L’alchimie a pour objet, précisément, d’acter le changement des formes, soit, à l’origine de procéder à un changement de l’esprit. Un bon alchimiste perpétue l’œuvre de la nature, il se voue à être un accoucheur sensible et non un dominateur technocrate.
(Hans Günter Golinski)
A obra do artista é matérica, corpórea. A insinuante abstração das formas não destitui cada peça daquilo que a constiui verdadeiramente - uma presença, uma marca. A matéria é densa e a superfície não é lisa, não se oferece sem resistência: exige, ao artista, muito trabalho para domá-la, para conformar uma imagem que se sobressai, que interpela os olhos de quem as vê, de quem tenta interpretá-las.

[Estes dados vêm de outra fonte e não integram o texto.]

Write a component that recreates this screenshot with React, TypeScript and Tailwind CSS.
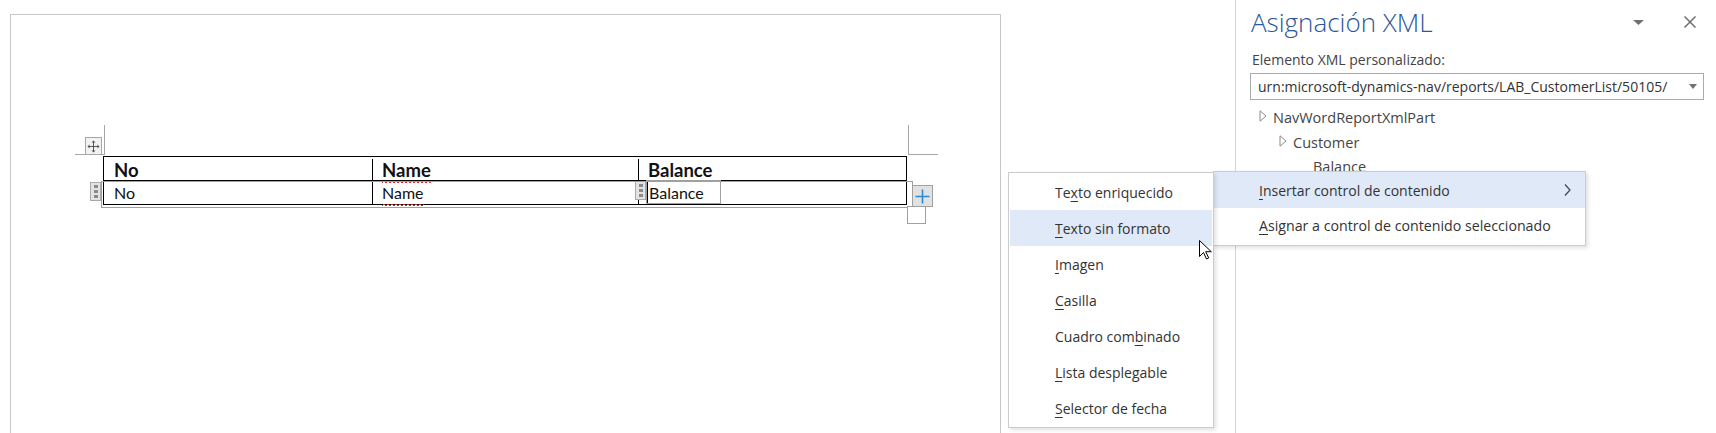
import React from 'react';

const ui = { fontFamily: '"Open Sans", "Noto Sans", sans-serif' };
const doc = { fontFamily: 'Lato, "Liberation Sans", sans-serif' };

function MoveIcon() {
  return (
    <svg width="13" height="13" viewBox="0 0 13 13" fill="none">
      <path d="M6.5 1v11M1 6.5h11" stroke="#555" strokeWidth="1" />
      <path d="M6.5 0.5l-2 2h4zM6.5 12.5l-2-2h4zM0.5 6.5l2-2v4zM12.5 6.5l-2-2v4z" fill="#555" />
    </svg>
  );
}

function Grip() {
  return (
    <div className="flex h-full w-full flex-col items-center justify-center gap-[2px] border border-[#a9a9a9] bg-[#e3e3e3]">
      <div className="h-[3px] w-[4px] bg-[#8a8a8a]" />
      <div className="h-[3px] w-[4px] bg-[#8a8a8a]" />
      <div className="h-[3px] w-[4px] bg-[#8a8a8a]" />
    </div>
  );
}

function Tri({ left }: { left: number }) {
  return (
    <svg width="8" height="12" viewBox="0 0 8 12" style={{ marginLeft: left }} className="mb-[4px] shrink-0">
      <path d="M1 0.8v10.4L7 6z" fill="none" stroke="#8a8a8a" strokeWidth="1" />
    </svg>
  );
}

function Acc({ children }: { children: React.ReactNode }) {
  return <span className="underline underline-offset-[3px] decoration-1">{children}</span>;
}

// spell-check squiggle under a word
function Squiggle({ children }: { children: React.ReactNode }) {
  return (
    <span className="relative inline-block">
      {children}
      <svg className="absolute bottom-[-3px] left-0" width="100%" height="4" preserveAspectRatio="none">
        <defs>
          <pattern id="sq" width="4" height="4" patternUnits="userSpaceOnUse">
            <path d="M0 3L2 1L4 3" fill="none" stroke="#e0201c" strokeWidth="1" />
          </pattern>
        </defs>
        <rect width="100%" height="4" fill="url(#sq)" />
      </svg>
    </span>
  );
}

function Cursor() {
  return (
    <svg width="13" height="20" viewBox="0 0 13 20">
      <path d="M0.5 0.5v16l4-4 3 6.5 2.2-1-3-6.3h5.6z" fill="#fff" stroke="#000" strokeWidth="1" strokeLinejoin="round" />
    </svg>
  );
}

export default function App() {
  const menu1: React.ReactNode[] = [
    <>Te<Acc>x</Acc>to enriquecido</>,
    <><Acc>T</Acc>exto sin formato</>,
    <><Acc>I</Acc>magen</>,
    <><Acc>C</Acc>asilla</>,
    <>Cuadro com<Acc>b</Acc>inado</>,
    <><Acc>L</Acc>ista desplegable</>,
    <><Acc>S</Acc>elector de fecha</>,
  ];

  return (
    <div className="relative flex h-[433px] w-[1716px] overflow-hidden bg-white">
      {/* document area */}
      <div className="w-[1235px] shrink-0 pl-[10px] pt-[14px]">
        <div className="h-full w-[991px] border-l border-r border-t border-[#c6c6c6] pt-[110px]">
          <div className="relative ml-[92px] w-[804px] pt-[31px]" style={doc}>
            {/* corner marks */}
            <div className="absolute left-[1px] top-0 h-[30px] w-px bg-[#a6a6a6]" />
            <div className="absolute left-[-28px] top-[29px] h-px w-[29px] bg-[#a6a6a6]" />
            <div className="absolute left-[805px] top-0 h-[30px] w-px bg-[#a6a6a6]" />
            <div className="absolute left-[805px] top-[29px] h-px w-[30px] bg-[#a6a6a6]" />
            {/* move handle */}
            <div className="absolute left-[-18px] top-[12px] flex h-[18px] w-[17px] items-center justify-center border border-[#a6a6a6] bg-[#f2f2f2]">
              <MoveIcon />
            </div>

            {/* table */}
            <div className="border border-black text-[#111]">
              <div className="flex h-[24px] border-b border-black pt-[2px] text-[18.5px] font-bold leading-[22px]">
                <div className="w-[269px] border-r border-black pl-[10px]">No</div>
                <div className="w-[266px] border-r border-black pl-[9px]">
                  <Squiggle>Name</Squiggle>
                </div>
                <div className="flex-1 pl-[9px]">Balance</div>
              </div>
              <div className="flex h-[23px] text-[16px] leading-[23px]">
                <div className="w-[269px] border-r border-black pl-[10px]">No</div>
                <div className="w-[266px] border-r border-black pl-[9px]">
                  <Squiggle>Name</Squiggle>
                </div>
                <div className="relative flex-1 pl-[10px]">
                  Balance
                  <div className="absolute left-[7px] top-[-1px] h-[24px] w-[75px] border border-[#a0a0a0]" />
                  <div className="absolute left-[8px] top-0 h-[22px] w-px bg-black" />
                  <div className="absolute left-[-4px] top-0 h-[19px] w-[11px]">
                    <Grip />
                  </div>
                </div>
              </div>
            </div>

            {/* repeating control outline and handles */}
            <div className="pointer-events-none absolute left-[-2px] top-[56px] h-[27px] w-[812px] border border-[#a0a0a0]" />
            <div className="absolute left-[-13px] top-[57px] h-[19px] w-[11px]">
              <Grip />
            </div>
            <div className="absolute left-[809px] top-[60px] flex h-[22px] w-[21px] items-center justify-center border border-[#a0a0a0] bg-[#e1e1e1]">
              <svg width="15" height="15" viewBox="0 0 15 15">
                <path d="M7.5 0.5v14M0.5 7.5h14" stroke="#2a8ad4" strokeWidth="1.6" />
              </svg>
            </div>
            <div className="absolute left-[804px] top-[81px] h-[18px] w-[19px] border border-[#a0a0a0] bg-white" />
          </div>
        </div>
      </div>

      {/* XML mapping pane */}
      <div className="flex-1 border-l border-[#d4d4d4] text-[#444]" style={ui}>
        <div className="flex h-[42px] items-center pl-[15px] pr-[20px] pt-[2px]">
          <div className="flex-1 text-[26px] font-light text-[#2b579a]">Asignación XML</div>
          <svg width="11" height="5" viewBox="0 0 11 5" className="mr-[40px]">
            <path d="M0 0h11L5.5 5z" fill="#707070" />
          </svg>
          <svg width="12" height="12" viewBox="0 0 12 12">
            <path d="M0.5 0.5l11 11M11.5 0.5l-11 11" stroke="#6d6d6d" strokeWidth="1.5" />
          </svg>
        </div>
        <div className="pl-[16px] pt-[8px] text-[14px] leading-[20px]">Elemento XML personalizado:</div>
        <div className="ml-[14px] mt-[3px] flex h-[27px] w-[454px] items-center border border-[#ababab] pl-[7px] pr-[6px] text-[14px] text-[#333]">
          <div className="flex-1 whitespace-nowrap">urn:microsoft-dynamics-nav/reports/LAB_CustomerList/50105/</div>
          <svg width="8" height="5" viewBox="0 0 8 5">
            <path d="M0 0h8L4 5z" fill="#707070" />
          </svg>
        </div>
        <div className="mt-[5px] text-[14.5px]">
          <div className="flex h-[25px] items-center">
            <Tri left={23} />
            <span className="ml-[6px]">NavWordReportXmlPart</span>
          </div>
          <div className="flex h-[25px] items-center">
            <Tri left={43} />
            <span className="ml-[6px]">Customer</span>
          </div>
          <div className="flex h-[23px] items-center pl-[77px]">Balance</div>
        </div>
      </div>

      {/* submenu (behind) */}
      <div
        className="absolute left-[1213px] top-[171px] w-[373px] border border-[#cccccc] bg-white pb-[1px] text-[14px] text-[#333] shadow-[2px_2px_4px_rgba(0,0,0,0.12)]"
        style={ui}
      >
        <div className="flex h-[36px] items-center bg-[#e0e9f7] pl-[45px] pr-[14px]">
          <span className="flex-1">
            <Acc>I</Acc>nsertar control de contenido
          </span>
          <svg width="7" height="12" viewBox="0 0 7 12">
            <path d="M1 0.5l5 5.5-5 5.5" fill="none" stroke="#444" strokeWidth="1.2" />
          </svg>
        </div>
        <div className="flex h-[36px] items-center pl-[45px] text-[14.2px]">
          <span>
            <Acc>A</Acc>signar a control de contenido seleccionado
          </span>
        </div>
      </div>

      {/* content control menu */}
      <div
        className="absolute left-[1008px] top-[172px] w-[206px] border border-[#cccccc] bg-white px-[1px] pb-[1px] pt-[1px] text-[14px] text-[#333] shadow-[2px_2px_4px_rgba(0,0,0,0.12)]"
        style={ui}
      >
        {menu1.map((m, i) => (
          <div key={i} className={`flex h-[36px] items-center pl-[45px] ${i === 1 ? 'bg-[#e0e9f7]' : ''}`}>
            {m}
          </div>
        ))}
      </div>

      <div className="absolute left-[1199px] top-[240px]">
        <Cursor />
      </div>
    </div>
  );
}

João Jacinto é, antes de tudo, um fazedor de imagens, quer na pintura quer no desenho. Com a sua pintura participou das muitas resssurreições do género no campo da arte. A pintura já nasceu e morreu vezes sem conta, e volta a renascer na História, quando necesária, quando convocada. E o desenho faz parte da sua natureza ambígua e múltipla de artista-professor.
Numa entrevista João Jacinto fala do seu método, que é um não-método, que é um exercicio de fazer constante, porque as coisas só existem, quando lhes damos sentido ou direção. E há que se trabalhar, mesmo que o propósito seja quase sisífico, porque parar é, de alguma forma, deixar de existir:
“Há duas coisas das quais eu sou destituído: de imaginação e inspiração. Eu acho que a vida de cada um não tem sentido nenhum, por isso parte de cada um dar um sentido a essa vida. E para mim, a minha vida não tem sentido sem tentar fazer coisas. Portanto, é muito dificil passar um dia sem vir aqui tentar fazer qualquer coisa, porque é um dia que eu tenho de me confrontar desde que acordo até que adormeço com o absoluto vazio sentido de estar vivo. Por vezes uma pessoa vem para aqui tentar fazer qualquer coisa e não consegue fazer absolutamente nada. E muitas vezes sai pior ainda do que se não tivesse vindo cá. O que quer dizer que muitas vezes depois de vir trabalhar, a ausência de sentido para se continuar vivo é ainda muitissimo superior ou é maior do que aquela antes de se ter aqui chegado.”
(Entrevista publicada na Artecapital)
Os críticos, ao referirem-se ao trabalho deste artista, convocam sempre a matéria. O tema é aquilo que nasce do confronto entre João Jacinto e os materiais que tem diante de si: tintas, telas, papeis, pasteis, carvão. Materiais que se convertem em obras, umas mais espessas, ultrapassando a dimensão do suporte, e outras, aparentemente mais contidas, enquadradas.
Eu meti as mãos na água não é apenas um título, é a enunciaçao, ou a anunciaçao de um gesto – o artista enfrenta o que tem diante de si e produz retratos estranhos, de cabeças, e de rostos, que nos miram, como a cabeça de Holofernes, recém-cortada por Judite, ou a de João Baptista servida numa bandeja à Salomé. São imagens perturbadoras, esteticamente muito próximas dos seus autorretratos. Perturbam-nos pelo seu falso inacabamento, pela zona de sombra que envolve cada cabeça, pelo espaço vazio, abissal, que as circunda.
João Jacinto faz parte do grupo dos grandes artistas da segunda metade séc. XX que resgataram as imagens do puro abstracionismo e que deram uma cara, e uma carnatura, ao mundo que emergiu do pós-guerra em trauma profundo. E que passou os últimos anos a tentar esquecer. E a obra destes artistas existe porque é preciso, mais que nunca, lembrar. Para que o horror permaneça circunscrito à arte - para onde olhamos e que nos devolve, de modo intenso, o nosso próprio olhar.